● Goal
Go through the records and show each line where the word "components" occurs.

>> Begin

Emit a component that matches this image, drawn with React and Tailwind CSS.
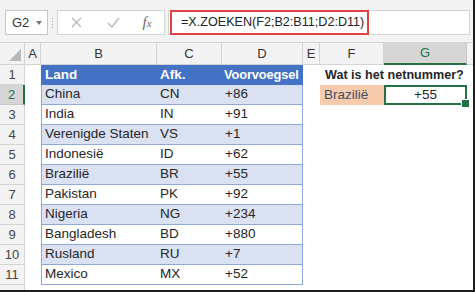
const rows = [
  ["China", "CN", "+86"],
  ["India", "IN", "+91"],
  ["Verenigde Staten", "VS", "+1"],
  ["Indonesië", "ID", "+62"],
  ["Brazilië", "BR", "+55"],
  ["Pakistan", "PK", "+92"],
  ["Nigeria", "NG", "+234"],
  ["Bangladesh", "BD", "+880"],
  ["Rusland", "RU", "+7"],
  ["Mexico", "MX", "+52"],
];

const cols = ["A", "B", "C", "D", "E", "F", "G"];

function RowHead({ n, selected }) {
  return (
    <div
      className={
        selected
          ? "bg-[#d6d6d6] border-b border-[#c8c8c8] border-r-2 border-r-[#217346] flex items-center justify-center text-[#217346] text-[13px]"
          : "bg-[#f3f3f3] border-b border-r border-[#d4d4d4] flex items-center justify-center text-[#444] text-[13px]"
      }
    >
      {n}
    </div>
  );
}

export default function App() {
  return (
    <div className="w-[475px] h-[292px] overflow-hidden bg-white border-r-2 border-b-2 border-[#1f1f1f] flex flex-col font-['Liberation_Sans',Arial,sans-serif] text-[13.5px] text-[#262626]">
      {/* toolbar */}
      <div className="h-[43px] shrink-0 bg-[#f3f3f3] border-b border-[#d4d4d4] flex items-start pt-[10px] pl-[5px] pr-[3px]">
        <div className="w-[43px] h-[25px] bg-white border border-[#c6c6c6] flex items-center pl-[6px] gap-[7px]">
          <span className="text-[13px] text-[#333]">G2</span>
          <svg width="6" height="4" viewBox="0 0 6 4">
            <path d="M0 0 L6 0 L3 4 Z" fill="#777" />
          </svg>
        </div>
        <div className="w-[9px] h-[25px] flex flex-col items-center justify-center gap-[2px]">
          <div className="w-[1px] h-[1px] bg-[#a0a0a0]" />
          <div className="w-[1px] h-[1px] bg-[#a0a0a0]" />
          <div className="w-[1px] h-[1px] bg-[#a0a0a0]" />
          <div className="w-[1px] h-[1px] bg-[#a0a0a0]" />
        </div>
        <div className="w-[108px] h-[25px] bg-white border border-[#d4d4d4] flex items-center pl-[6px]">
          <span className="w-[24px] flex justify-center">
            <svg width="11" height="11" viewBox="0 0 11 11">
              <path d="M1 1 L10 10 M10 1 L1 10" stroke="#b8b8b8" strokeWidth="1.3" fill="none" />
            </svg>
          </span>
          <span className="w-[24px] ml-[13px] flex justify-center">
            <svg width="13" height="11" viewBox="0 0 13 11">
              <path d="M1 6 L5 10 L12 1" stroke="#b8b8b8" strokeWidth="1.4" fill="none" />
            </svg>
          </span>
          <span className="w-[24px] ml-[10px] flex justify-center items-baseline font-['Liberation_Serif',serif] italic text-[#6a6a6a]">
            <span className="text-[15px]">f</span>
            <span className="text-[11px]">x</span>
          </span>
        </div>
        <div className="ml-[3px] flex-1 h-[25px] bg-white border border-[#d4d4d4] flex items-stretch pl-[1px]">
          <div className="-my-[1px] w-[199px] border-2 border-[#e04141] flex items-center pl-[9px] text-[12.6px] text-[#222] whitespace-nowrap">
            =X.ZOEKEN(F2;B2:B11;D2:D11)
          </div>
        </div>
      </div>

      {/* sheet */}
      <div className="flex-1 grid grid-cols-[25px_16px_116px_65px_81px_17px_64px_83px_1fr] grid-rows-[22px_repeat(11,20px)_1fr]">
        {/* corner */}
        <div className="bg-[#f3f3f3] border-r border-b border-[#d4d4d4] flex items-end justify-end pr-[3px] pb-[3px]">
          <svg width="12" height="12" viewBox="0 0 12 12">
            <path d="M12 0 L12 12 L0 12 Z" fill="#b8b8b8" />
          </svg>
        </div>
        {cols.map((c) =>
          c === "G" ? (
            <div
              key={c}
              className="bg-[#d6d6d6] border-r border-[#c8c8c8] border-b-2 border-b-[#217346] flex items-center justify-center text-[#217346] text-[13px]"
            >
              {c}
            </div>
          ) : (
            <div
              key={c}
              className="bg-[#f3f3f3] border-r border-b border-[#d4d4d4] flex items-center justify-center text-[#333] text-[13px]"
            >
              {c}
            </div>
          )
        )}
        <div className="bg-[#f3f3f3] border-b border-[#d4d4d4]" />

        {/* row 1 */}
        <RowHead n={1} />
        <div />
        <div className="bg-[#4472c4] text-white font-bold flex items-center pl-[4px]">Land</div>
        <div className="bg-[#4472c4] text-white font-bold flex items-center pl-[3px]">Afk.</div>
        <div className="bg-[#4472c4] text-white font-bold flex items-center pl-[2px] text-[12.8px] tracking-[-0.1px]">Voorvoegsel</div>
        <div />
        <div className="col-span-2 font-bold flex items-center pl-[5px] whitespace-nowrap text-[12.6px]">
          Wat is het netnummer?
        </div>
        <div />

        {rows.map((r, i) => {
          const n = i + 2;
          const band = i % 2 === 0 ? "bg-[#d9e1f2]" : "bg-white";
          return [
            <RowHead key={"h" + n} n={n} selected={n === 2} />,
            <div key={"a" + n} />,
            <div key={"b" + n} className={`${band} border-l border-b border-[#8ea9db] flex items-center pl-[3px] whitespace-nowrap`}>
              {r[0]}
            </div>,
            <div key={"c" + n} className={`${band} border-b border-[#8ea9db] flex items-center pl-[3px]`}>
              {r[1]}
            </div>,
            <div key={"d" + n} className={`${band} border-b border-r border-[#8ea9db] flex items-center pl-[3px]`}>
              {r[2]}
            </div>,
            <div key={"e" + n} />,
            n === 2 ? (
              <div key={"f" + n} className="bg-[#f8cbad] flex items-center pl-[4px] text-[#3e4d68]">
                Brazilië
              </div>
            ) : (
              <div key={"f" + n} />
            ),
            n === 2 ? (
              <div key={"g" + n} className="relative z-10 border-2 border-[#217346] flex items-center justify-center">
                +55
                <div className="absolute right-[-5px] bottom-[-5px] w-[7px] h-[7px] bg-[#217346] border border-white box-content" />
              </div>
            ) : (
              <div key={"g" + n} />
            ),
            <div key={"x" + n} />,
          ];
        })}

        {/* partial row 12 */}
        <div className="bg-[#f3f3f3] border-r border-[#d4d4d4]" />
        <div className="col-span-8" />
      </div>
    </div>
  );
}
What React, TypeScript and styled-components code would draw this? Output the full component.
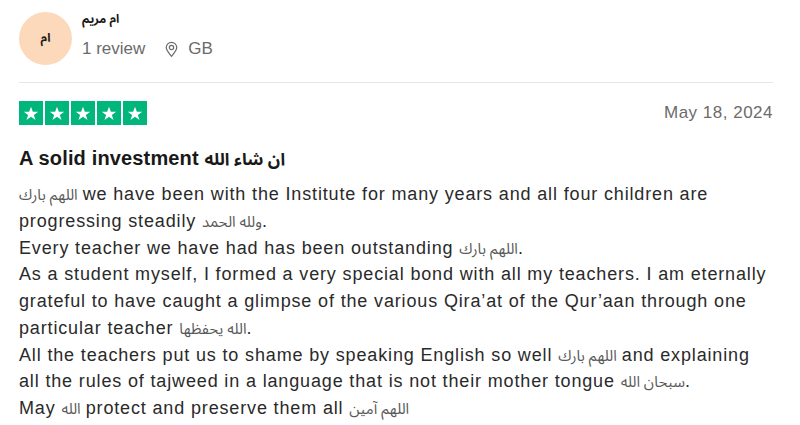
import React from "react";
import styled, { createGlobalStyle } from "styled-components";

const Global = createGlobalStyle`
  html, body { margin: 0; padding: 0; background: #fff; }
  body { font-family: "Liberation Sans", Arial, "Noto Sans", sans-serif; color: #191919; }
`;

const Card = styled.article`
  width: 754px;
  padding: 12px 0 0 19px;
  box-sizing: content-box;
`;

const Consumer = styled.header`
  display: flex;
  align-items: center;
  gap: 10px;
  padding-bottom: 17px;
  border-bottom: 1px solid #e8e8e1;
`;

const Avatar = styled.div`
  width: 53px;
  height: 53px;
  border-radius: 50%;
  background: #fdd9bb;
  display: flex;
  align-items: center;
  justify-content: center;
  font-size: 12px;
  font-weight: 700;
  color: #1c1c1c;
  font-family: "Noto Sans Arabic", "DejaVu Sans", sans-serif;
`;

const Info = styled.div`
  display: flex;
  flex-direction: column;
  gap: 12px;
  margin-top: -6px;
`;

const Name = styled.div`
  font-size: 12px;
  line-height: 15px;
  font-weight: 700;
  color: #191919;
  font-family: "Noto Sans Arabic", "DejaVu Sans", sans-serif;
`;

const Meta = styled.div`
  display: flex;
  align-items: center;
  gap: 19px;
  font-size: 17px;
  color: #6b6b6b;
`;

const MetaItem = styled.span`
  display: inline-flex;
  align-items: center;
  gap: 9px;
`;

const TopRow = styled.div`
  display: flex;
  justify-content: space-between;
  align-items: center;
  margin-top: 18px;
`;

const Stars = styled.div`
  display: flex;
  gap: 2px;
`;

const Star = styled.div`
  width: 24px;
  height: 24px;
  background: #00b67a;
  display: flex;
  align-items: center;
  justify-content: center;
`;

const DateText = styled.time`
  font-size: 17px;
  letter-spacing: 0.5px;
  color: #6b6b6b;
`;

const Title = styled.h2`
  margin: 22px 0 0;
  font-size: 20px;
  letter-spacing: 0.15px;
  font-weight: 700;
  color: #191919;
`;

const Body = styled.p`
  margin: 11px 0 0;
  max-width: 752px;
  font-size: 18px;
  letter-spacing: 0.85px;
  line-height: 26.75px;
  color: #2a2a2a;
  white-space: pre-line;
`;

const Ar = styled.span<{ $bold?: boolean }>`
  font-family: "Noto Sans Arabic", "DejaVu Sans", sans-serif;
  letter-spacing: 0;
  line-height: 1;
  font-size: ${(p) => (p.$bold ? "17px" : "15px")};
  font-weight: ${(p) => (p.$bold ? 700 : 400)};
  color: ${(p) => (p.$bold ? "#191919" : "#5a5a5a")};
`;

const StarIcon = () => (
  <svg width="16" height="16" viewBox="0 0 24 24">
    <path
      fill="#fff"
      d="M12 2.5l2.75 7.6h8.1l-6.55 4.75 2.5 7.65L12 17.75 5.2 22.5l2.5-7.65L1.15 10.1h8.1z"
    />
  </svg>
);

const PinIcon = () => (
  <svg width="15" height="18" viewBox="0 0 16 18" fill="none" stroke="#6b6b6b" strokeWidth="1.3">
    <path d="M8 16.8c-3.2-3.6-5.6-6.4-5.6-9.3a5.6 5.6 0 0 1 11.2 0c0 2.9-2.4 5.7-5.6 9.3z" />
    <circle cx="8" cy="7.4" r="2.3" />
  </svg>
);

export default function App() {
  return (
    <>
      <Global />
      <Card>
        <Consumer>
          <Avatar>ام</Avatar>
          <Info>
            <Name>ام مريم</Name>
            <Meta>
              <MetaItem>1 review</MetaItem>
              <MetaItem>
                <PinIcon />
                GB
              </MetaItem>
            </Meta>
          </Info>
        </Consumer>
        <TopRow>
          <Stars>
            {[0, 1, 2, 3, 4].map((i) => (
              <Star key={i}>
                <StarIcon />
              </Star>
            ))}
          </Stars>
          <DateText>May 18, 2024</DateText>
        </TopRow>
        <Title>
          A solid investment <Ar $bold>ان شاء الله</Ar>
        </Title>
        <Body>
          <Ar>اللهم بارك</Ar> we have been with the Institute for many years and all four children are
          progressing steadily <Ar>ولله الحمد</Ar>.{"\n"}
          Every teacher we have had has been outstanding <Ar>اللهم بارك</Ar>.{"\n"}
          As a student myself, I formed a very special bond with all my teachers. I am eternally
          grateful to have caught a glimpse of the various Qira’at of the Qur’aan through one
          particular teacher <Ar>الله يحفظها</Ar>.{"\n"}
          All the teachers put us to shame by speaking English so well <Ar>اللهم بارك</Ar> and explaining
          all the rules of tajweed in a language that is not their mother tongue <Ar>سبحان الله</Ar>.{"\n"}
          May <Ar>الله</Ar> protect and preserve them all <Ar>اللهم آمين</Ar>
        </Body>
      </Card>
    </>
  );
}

>> End

● Exercise output
What React, TypeScript and styled-components code would draw this? Output the full component.
import styled, { createGlobalStyle } from "styled-components";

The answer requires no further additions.